** Begin SUPPLIED DATA **
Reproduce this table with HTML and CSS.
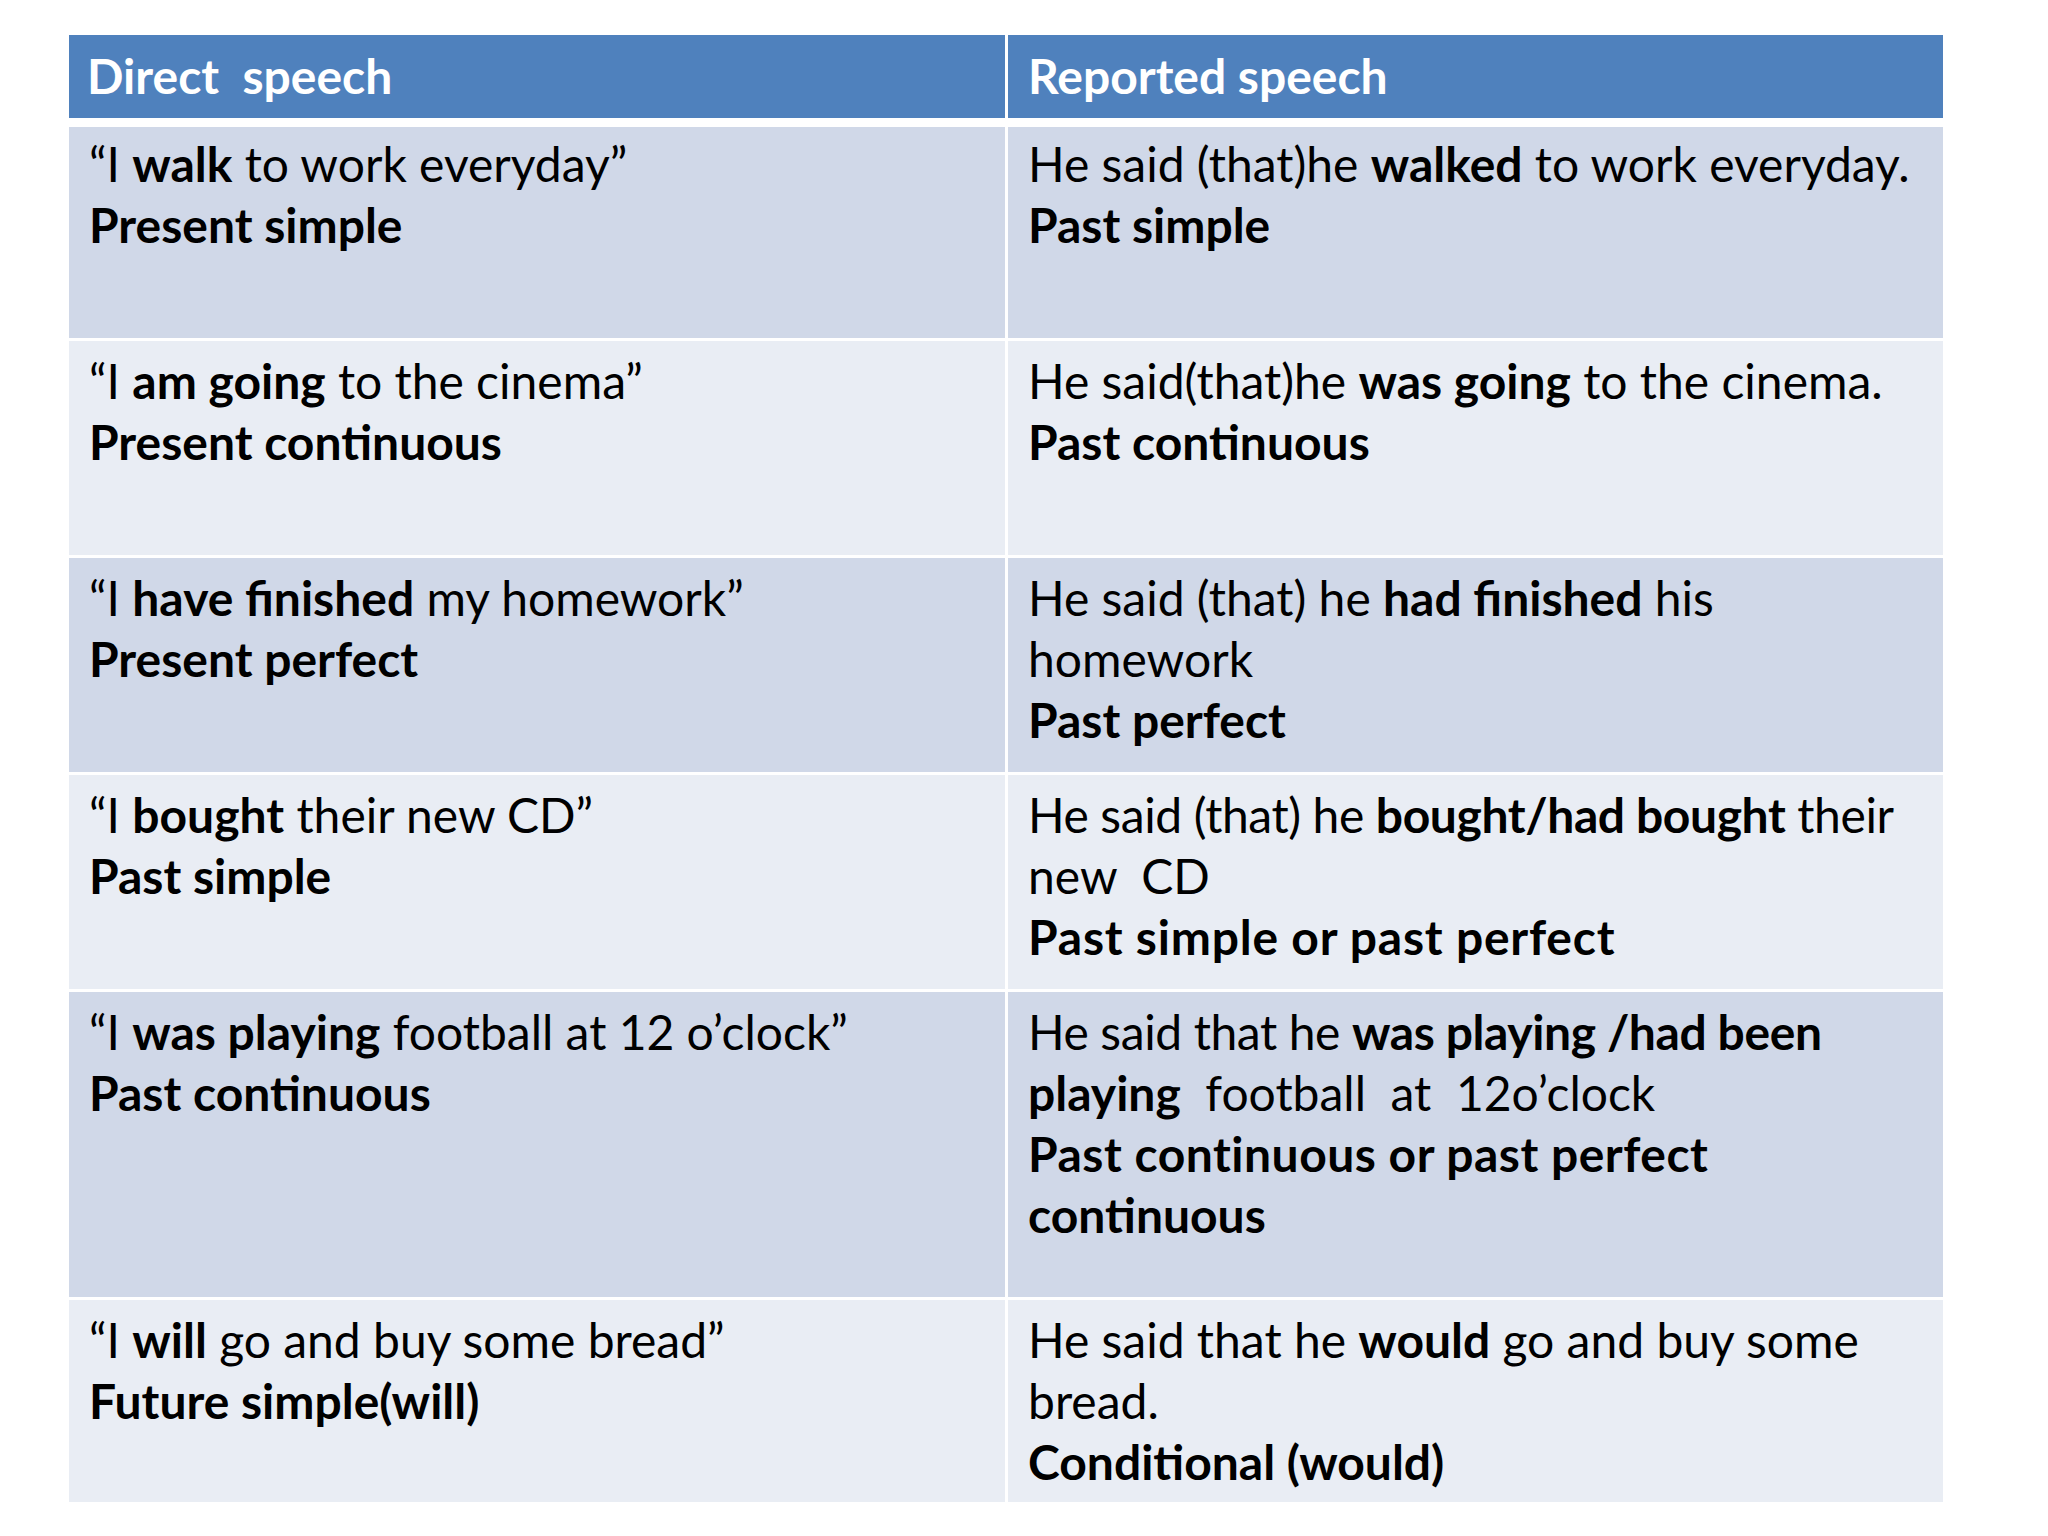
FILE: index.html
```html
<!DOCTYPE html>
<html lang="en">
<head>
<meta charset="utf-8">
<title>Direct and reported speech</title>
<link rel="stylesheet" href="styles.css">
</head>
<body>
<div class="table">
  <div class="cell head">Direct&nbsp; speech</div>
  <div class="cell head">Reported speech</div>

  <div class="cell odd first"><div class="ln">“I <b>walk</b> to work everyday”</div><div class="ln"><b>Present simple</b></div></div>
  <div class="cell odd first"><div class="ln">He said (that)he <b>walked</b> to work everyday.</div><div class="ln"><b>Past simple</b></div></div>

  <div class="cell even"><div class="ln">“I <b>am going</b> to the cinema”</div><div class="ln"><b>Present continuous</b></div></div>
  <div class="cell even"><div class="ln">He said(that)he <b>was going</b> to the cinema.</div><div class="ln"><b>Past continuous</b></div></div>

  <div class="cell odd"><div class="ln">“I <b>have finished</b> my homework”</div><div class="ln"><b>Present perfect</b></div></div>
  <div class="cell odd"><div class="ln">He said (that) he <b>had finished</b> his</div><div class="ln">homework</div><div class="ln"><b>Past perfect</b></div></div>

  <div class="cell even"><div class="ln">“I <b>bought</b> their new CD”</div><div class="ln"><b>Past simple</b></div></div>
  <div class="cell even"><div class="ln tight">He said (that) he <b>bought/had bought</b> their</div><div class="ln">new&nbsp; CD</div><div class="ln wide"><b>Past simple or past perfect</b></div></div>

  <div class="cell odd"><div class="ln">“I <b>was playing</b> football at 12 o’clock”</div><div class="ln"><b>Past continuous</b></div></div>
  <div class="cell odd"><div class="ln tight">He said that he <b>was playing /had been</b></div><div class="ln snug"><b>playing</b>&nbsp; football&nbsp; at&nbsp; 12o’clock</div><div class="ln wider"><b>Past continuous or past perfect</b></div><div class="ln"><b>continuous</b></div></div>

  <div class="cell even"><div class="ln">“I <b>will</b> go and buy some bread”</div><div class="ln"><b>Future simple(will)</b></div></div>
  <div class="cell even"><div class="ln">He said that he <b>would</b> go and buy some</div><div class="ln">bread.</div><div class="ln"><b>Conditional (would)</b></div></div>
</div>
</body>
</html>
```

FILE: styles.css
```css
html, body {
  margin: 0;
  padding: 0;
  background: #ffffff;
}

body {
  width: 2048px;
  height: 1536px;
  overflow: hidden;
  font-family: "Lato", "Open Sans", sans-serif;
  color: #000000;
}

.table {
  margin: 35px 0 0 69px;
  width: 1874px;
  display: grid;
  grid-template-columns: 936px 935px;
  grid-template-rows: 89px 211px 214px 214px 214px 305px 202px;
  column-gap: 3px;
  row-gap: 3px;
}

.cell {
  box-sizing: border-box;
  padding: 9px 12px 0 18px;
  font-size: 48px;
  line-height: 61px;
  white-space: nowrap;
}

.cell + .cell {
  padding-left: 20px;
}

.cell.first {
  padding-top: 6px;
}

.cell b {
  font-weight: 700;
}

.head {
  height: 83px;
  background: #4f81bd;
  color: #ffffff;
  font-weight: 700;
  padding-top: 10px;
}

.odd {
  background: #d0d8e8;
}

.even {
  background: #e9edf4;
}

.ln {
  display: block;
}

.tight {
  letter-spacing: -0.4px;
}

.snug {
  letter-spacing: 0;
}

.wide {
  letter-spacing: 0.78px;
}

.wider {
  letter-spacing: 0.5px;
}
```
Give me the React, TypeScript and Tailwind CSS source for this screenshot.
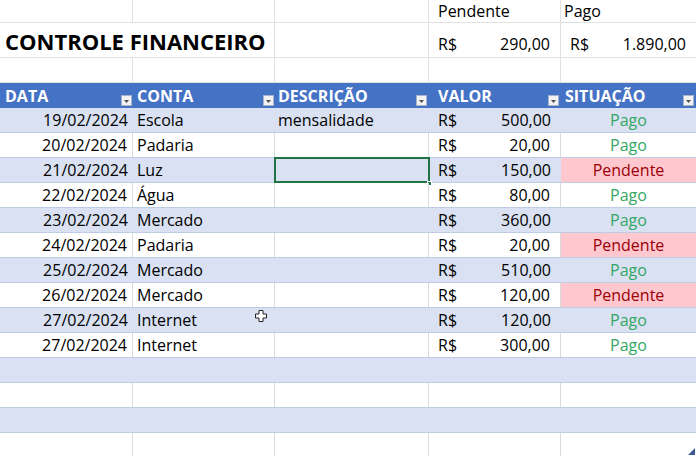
** End SUPPLIED DATA **
TO BE DONE ::
Write out the listing above again, exactly, but with no pictures in the copy.

EXPECTED OUTPUT ::
Reproduce this table with HTML and CSS.
FILE: index.html
```html
<!DOCTYPE html>
<html lang="en">
<head>
<meta charset="utf-8">
<title>Direct and reported speech</title>
<link rel="stylesheet" href="styles.css">
</head>
<body>
<div class="table">
  <div class="cell head">Direct&nbsp; speech</div>
  <div class="cell head">Reported speech</div>

  <div class="cell odd first"><div class="ln">“I <b>walk</b> to work everyday”</div><div class="ln"><b>Present simple</b></div></div>
  <div class="cell odd first"><div class="ln">He said (that)he <b>walked</b> to work everyday.</div><div class="ln"><b>Past simple</b></div></div>

  <div class="cell even"><div class="ln">“I <b>am going</b> to the cinema”</div><div class="ln"><b>Present continuous</b></div></div>
  <div class="cell even"><div class="ln">He said(that)he <b>was going</b> to the cinema.</div><div class="ln"><b>Past continuous</b></div></div>

  <div class="cell odd"><div class="ln">“I <b>have finished</b> my homework”</div><div class="ln"><b>Present perfect</b></div></div>
  <div class="cell odd"><div class="ln">He said (that) he <b>had finished</b> his</div><div class="ln">homework</div><div class="ln"><b>Past perfect</b></div></div>

  <div class="cell even"><div class="ln">“I <b>bought</b> their new CD”</div><div class="ln"><b>Past simple</b></div></div>
  <div class="cell even"><div class="ln tight">He said (that) he <b>bought/had bought</b> their</div><div class="ln">new&nbsp; CD</div><div class="ln wide"><b>Past simple or past perfect</b></div></div>

  <div class="cell odd"><div class="ln">“I <b>was playing</b> football at 12 o’clock”</div><div class="ln"><b>Past continuous</b></div></div>
  <div class="cell odd"><div class="ln tight">He said that he <b>was playing /had been</b></div><div class="ln snug"><b>playing</b>&nbsp; football&nbsp; at&nbsp; 12o’clock</div><div class="ln wider"><b>Past continuous or past perfect</b></div><div class="ln"><b>continuous</b></div></div>

  <div class="cell even"><div class="ln">“I <b>will</b> go and buy some bread”</div><div class="ln"><b>Future simple(will)</b></div></div>
  <div class="cell even"><div class="ln">He said that he <b>would</b> go and buy some</div><div class="ln">bread.</div><div class="ln"><b>Conditional (would)</b></div></div>
</div>
</body>
</html>
```

FILE: styles.css
```css
html, body {
  margin: 0;
  padding: 0;
  background: #ffffff;
}

body {
  width: 2048px;
  height: 1536px;
  overflow: hidden;
  font-family: "Lato", "Open Sans", sans-serif;
  color: #000000;
}

.table {
  margin: 35px 0 0 69px;
  width: 1874px;
  display: grid;
  grid-template-columns: 936px 935px;
  grid-template-rows: 89px 211px 214px 214px 214px 305px 202px;
  column-gap: 3px;
  row-gap: 3px;
}

.cell {
  box-sizing: border-box;
  padding: 9px 12px 0 18px;
  font-size: 48px;
  line-height: 61px;
  white-space: nowrap;
}

.cell + .cell {
  padding-left: 20px;
}

.cell.first {
  padding-top: 6px;
}

.cell b {
  font-weight: 700;
}

.head {
  height: 83px;
  background: #4f81bd;
  color: #ffffff;
  font-weight: 700;
  padding-top: 10px;
}

.odd {
  background: #d0d8e8;
}

.even {
  background: #e9edf4;
}

.ln {
  display: block;
}

.tight {
  letter-spacing: -0.4px;
}

.snug {
  letter-spacing: 0;
}

.wide {
  letter-spacing: 0.78px;
}

.wider {
  letter-spacing: 0.5px;
}
```
Give me the React, TypeScript and Tailwind CSS source for this screenshot.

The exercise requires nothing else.